> [OBJECTIVE]: The listing below holds pictures; exclude them. Return exactly the lines from the one with "Convert this screenshot" through the one with "<task-strip></task-strip>".
____ SOURCE DATA
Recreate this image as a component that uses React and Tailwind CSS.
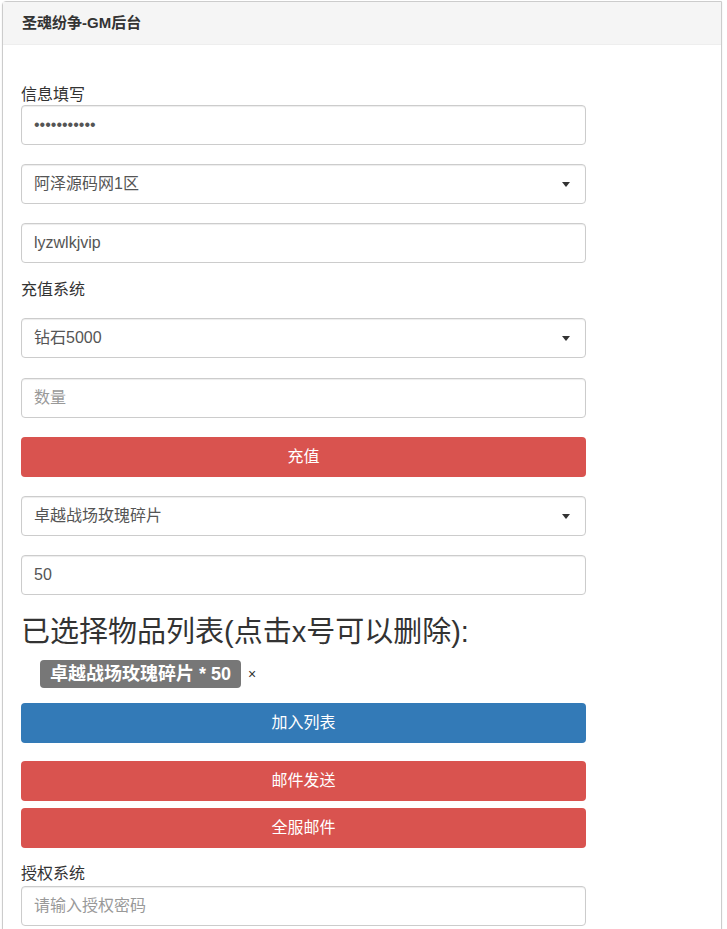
import React from "react";

const font = { fontFamily: '"Liberation Sans", "Noto Sans CJK SC", sans-serif' };

function TextInput({ value, placeholder, className = "" }) {
  return (
    <div
      className={`h-[40px] w-full rounded-[4px] border border-[#ccc] bg-white px-[12px] flex items-center text-[16px] shadow-[inset_0_1px_1px_rgba(0,0,0,0.075)] ${className}`}
    >
      {value ? (
        <span className="text-[#555]">{value}</span>
      ) : (
        <span className="text-[#999]">{placeholder}</span>
      )}
    </div>
  );
}

function SelectBox({ value, className = "" }) {
  return (
    <div
      className={`h-[40px] w-full rounded-[4px] border border-[#ccc] bg-white pl-[12px] pr-[15px] flex items-center justify-between text-[16px] text-[#555] shadow-[inset_0_1px_1px_rgba(0,0,0,0.075)] ${className}`}
    >
      <span>{value}</span>
      <span className="w-0 h-0 border-l-[4px] border-r-[4px] border-t-[5px] border-l-transparent border-r-transparent border-t-[#333]" />
    </div>
  );
}

function Btn({ children, color, className = "" }) {
  return (
    <div
      className={`h-[40px] w-full rounded-[4px] flex items-center justify-center text-[16px] text-white ${color} ${className}`}
    >
      {children}
    </div>
  );
}

export default function App() {
  return (
    <div className="min-h-[929px] bg-white pt-[1px] pl-[2px]" style={font}>
      <div className="w-[720px] min-h-[930px] border border-[#ccc] rounded-tl-[4px] shadow-[0_1px_2px_rgba(0,0,0,0.1)]">
        {/* header */}
        <div className="h-[43px] bg-[#f5f5f5] border-b border-[#eee] px-[19px] flex items-center">
          <span className="text-[15px] font-bold text-[#333]">圣魂纷争-GM后台</span>
        </div>

        {/* body */}
        <div className="pl-[18px] w-[583px] flex flex-col pb-[10px]">
          <div className="mt-[40px] h-[20px] leading-[20px] text-[16px] text-[#333]">信息填写</div>
          <TextInput value="•••••••••••" />
          <SelectBox value="阿泽源码网1区" className="mt-[19px]" />
          <TextInput value="lyzwlkjvip" className="mt-[19px]" />

          <div className="mt-[17px] h-[20px] leading-[20px] text-[16px] text-[#333]">充值系统</div>
          <SelectBox value="钻石5000" className="mt-[18px]" />
          <TextInput placeholder="数量" className="mt-[20px]" />
          <Btn color="bg-[#d9534f]" className="mt-[19px]">充值</Btn>

          <SelectBox value="卓越战场玫瑰碎片" className="mt-[19px]" />
          <TextInput value="50" className="mt-[19px]" />

          <div className="mt-[20px] h-[34px] leading-[34px] text-[29px] text-[#333]">
            已选择物品列表(点击x号可以删除):
          </div>
          <div className="mt-[11px] flex items-center">
            <span className="ml-[19px] h-[28px] rounded-[4px] bg-[#777] px-[10px] flex items-center text-[18px] font-bold text-white">
              卓越战场玫瑰碎片 * 50
            </span>
            <span className="ml-[7px] text-[14px] text-[#333]">×</span>
          </div>

          <Btn color="bg-[#337ab7]" className="mt-[15px]">加入列表</Btn>
          <Btn color="bg-[#d9534f]" className="mt-[18px]">邮件发送</Btn>
          <Btn color="bg-[#d9534f]" className="mt-[7px]">全服邮件</Btn>

          <div className="mt-[16px] h-[20px] leading-[20px] text-[16px] text-[#333]">授权系统</div>
          <TextInput placeholder="请输入授权密码" className="mt-[2px]" />
        </div>
      </div>
    </div>
  );
}
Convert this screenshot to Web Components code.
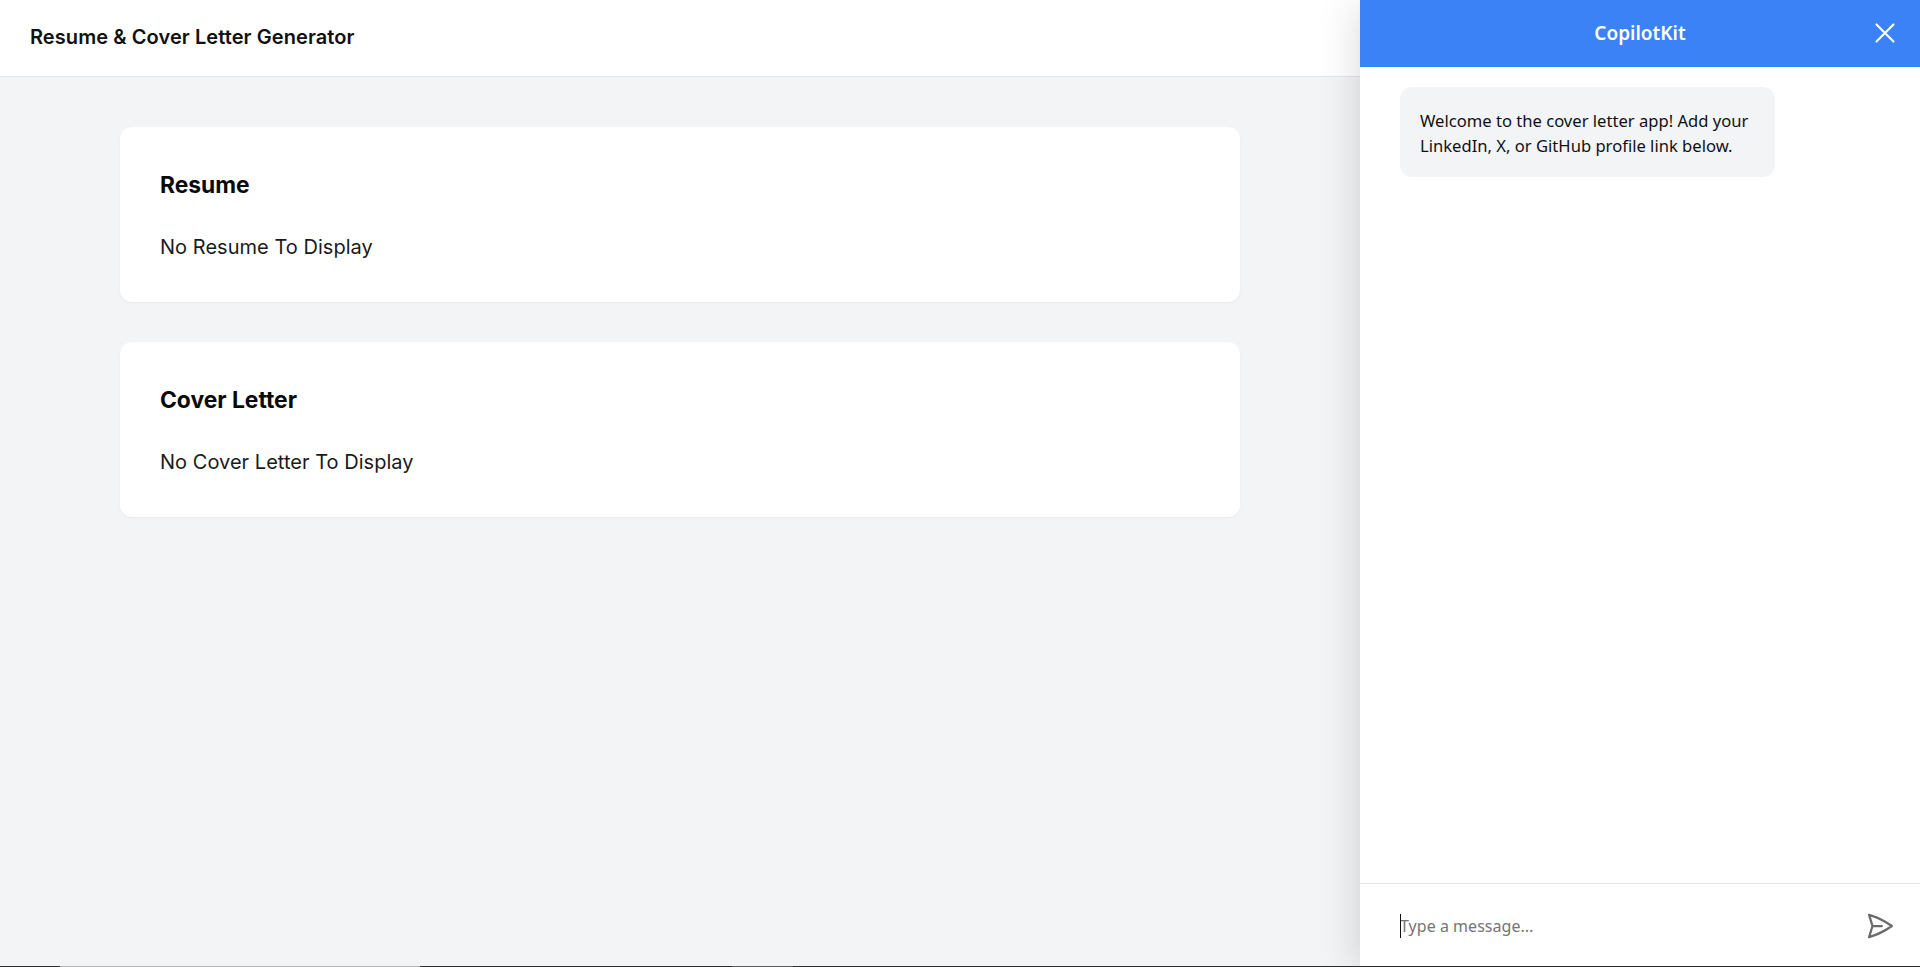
<!DOCTYPE html>
<html>
<head>
<meta charset="utf-8">
<title>Resume & Cover Letter Generator</title>
<style>
    html, body {
        margin: 0;
        height: 100%;
        overflow: hidden;
    }
    body {
        display: flex;
        flex-direction: column;
        background: #f3f4f6;
        font-family: Inter, "Liberation Sans", sans-serif;
    }
</style>
</head>
<body>
<app-shell>
    <app-header slot="main">Resume &amp; Cover Letter Generator</app-header>
    <doc-card slot="main" heading="Resume">No Resume To Display</doc-card>
    <doc-card slot="main" heading="Cover Letter">No Cover Letter To Display</doc-card>
    <chat-panel slot="chat" title-text="CopilotKit">
        <chat-bubble>Welcome to the cover letter app! Add your LinkedIn, X, or GitHub profile link below.</chat-bubble>
    </chat-panel>
</app-shell>
<task-strip></task-strip>

<script>
class AppShell extends HTMLElement {
    constructor() {
        super()
        this.attachShadow({mode: 'open'}).innerHTML = `
        <style>
            :host {
                display: flex;
                flex: 1;
                min-height: 0;
            }
            .main {
                flex: 1;
                min-width: 0;
                display: grid;
                grid-template-columns: 120px 1fr 120px;
                grid-auto-rows: max-content;
                row-gap: 40px;
            }
            ::slotted(app-header) {
                grid-column: 1 / -1;
                margin-bottom: 10px;
            }
            ::slotted(doc-card) {
                grid-column: 2;
            }
        </style>
        <div class="main"><slot name="main"></slot></div>
        <slot name="chat"></slot>`
    }
}

class AppHeader extends HTMLElement {
    constructor() {
        super()
        this.attachShadow({mode: 'open'}).innerHTML = `
        <style>
            :host {
                display: flex;
                align-items: center;
                height: 74px;
                padding: 0 0 2px 30px;
                background: #fff;
                border-bottom: 1px solid #e5e7eb;
                font-size: 20px;
                letter-spacing: 0.08px;
                font-weight: 600;
                color: #111;
            }
        </style>
        <slot></slot>`
    }
}

class DocCard extends HTMLElement {
    constructor() {
        super()
        this.attachShadow({mode: 'open'}).innerHTML = `
        <style>
            :host {
                display: block;
                height: 175px;
                box-sizing: border-box;
                padding: 41px 40px 0;
                background: #fff;
                border-radius: 12px;
                box-shadow: 0 1px 2px rgba(0, 0, 0, 0.05);
            }
            h2 {
                margin: 0 0 32px;
                font-size: 22.8px;
                line-height: 33px;
                font-weight: 700;
                color: #0a0a0a;
            }
            p {
                margin: 0;
                font-size: 20px;
                letter-spacing: 0.03px;
                line-height: 28px;
                color: #1a1a1a;
            }
        </style>
        <h2></h2>
        <p><slot></slot></p>`
        this.shadowRoot.querySelector('h2').textContent = this.getAttribute('heading')
    }
}

class ChatPanel extends HTMLElement {
    constructor() {
        super()
        this.attachShadow({mode: 'open'}).innerHTML = `
        <style>
            :host {
                display: flex;
                flex-direction: column;
                width: 560px;
                flex: none;
                position: relative;
                background: #fff;
                box-shadow: 0 5px 40px rgba(0, 0, 0, 0.16);
                font-family: "Noto Sans", "Open Sans", sans-serif;
            }
            header {
                display: flex;
                align-items: center;
                justify-content: center;
                height: 67px;
                padding-bottom: 2px;
                box-sizing: border-box;
                background: #3b82f6;
                color: #fff;
                font-size: 19px;
                font-weight: 600;
                position: relative;
            }
            .close {
                position: absolute;
                right: 18px;
                top: 16px;
                width: 34px;
                height: 34px;
            }
            .messages {
                flex: 1;
                padding: 20px 40px;
            }
            footer {
                display: flex;
                align-items: center;
                justify-content: space-between;
                height: 83px;
                box-sizing: border-box;
                padding: 2px 25px 0 40px;
                border-top: 1px solid #e5e7eb;
            }
            .field {
                position: relative;
                font-size: 16px;
                letter-spacing: 0.03px;
                line-height: 24px;
                color: #757575;
            }
            .caret {
                position: absolute;
                left: 0;
                top: 0;
                width: 1px;
                height: 24px;
                background: #111;
            }
            .send {
                width: 30px;
                height: 30px;
                color: #6b6b6b;
            }
        </style>
        <header>
            <span class="title"></span>
            <svg class="close" viewBox="0 0 24 24" fill="none" stroke="currentColor" stroke-width="1.5" stroke-linecap="round" stroke-linejoin="round"><path d="M6 18L18 6M6 6l12 12"/></svg>
        </header>
        <div class="messages"><slot></slot></div>
        <footer>
            <div class="field"><span class="caret"></span>Type a message...</div>
            <svg class="send" viewBox="0 0 24 24" fill="none" stroke="currentColor" stroke-width="1.8" stroke-linecap="round" stroke-linejoin="round"><path d="M6 12L3.269 3.126A59.768 59.768 0 0121.485 12 59.77 59.77 0 013.27 20.876L5.999 12zm0 0h7.5"/></svg>
        </footer>`
        this.shadowRoot.querySelector('.title').textContent = this.getAttribute('title-text')
    }
}

class ChatBubble extends HTMLElement {
    constructor() {
        super()
        this.attachShadow({mode: 'open'}).innerHTML = `
        <style>
            :host {
                display: block;
                width: 375px;
                box-sizing: border-box;
                padding: 21px 20px 19px;
                background: #f3f4f6;
                border-radius: 12px;
                font-size: 16.6px;
                line-height: 25px;
                color: #111;
            }
        </style>
        <slot></slot>`
    }
}

// thin dark line along the very bottom of the window
class TaskStrip extends HTMLElement {
    constructor() {
        super()
        this.attachShadow({mode: 'open'}).innerHTML = `
        <style>
            :host {
                display: flex;
                flex: none;
                height: 1px;
                background: #2e2e2e;
            }
            .gap { width: 60px; }
            .light { width: 360px; background: #b5b5b5; }
            .mid { width: 312px; }
            .grey { width: 61px; background: #5c5c5c; }
        </style>
        <span class="gap"></span><span class="light"></span><span class="mid"></span><span class="grey"></span>`
    }
}

customElements.define('app-shell', AppShell)
customElements.define('app-header', AppHeader)
customElements.define('doc-card', DocCard)
customElements.define('chat-panel', ChatPanel)
customElements.define('chat-bubble', ChatBubble)
customElements.define('task-strip', TaskStrip)
</script>
</body>
</html>
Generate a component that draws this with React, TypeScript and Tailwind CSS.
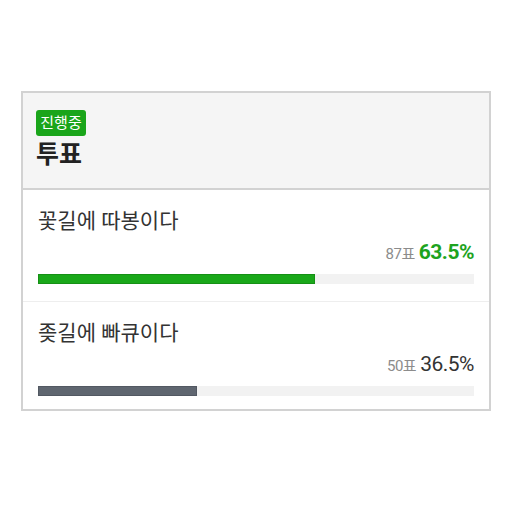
________
> [SOLVED EXERCISE]:
Convert this screenshot to Web Components code.
<!DOCTYPE html>
<html>
<head>
<meta charset="utf-8">
<title>Resume & Cover Letter Generator</title>
<style>
    html, body {
        margin: 0;
        height: 100%;
        overflow: hidden;
    }
    body {
        display: flex;
        flex-direction: column;
        background: #f3f4f6;
        font-family: Inter, "Liberation Sans", sans-serif;
    }
</style>
</head>
<body>
<app-shell>
    <app-header slot="main">Resume &amp; Cover Letter Generator</app-header>
    <doc-card slot="main" heading="Resume">No Resume To Display</doc-card>
    <doc-card slot="main" heading="Cover Letter">No Cover Letter To Display</doc-card>
    <chat-panel slot="chat" title-text="CopilotKit">
        <chat-bubble>Welcome to the cover letter app! Add your LinkedIn, X, or GitHub profile link below.</chat-bubble>
    </chat-panel>
</app-shell>
<task-strip></task-strip>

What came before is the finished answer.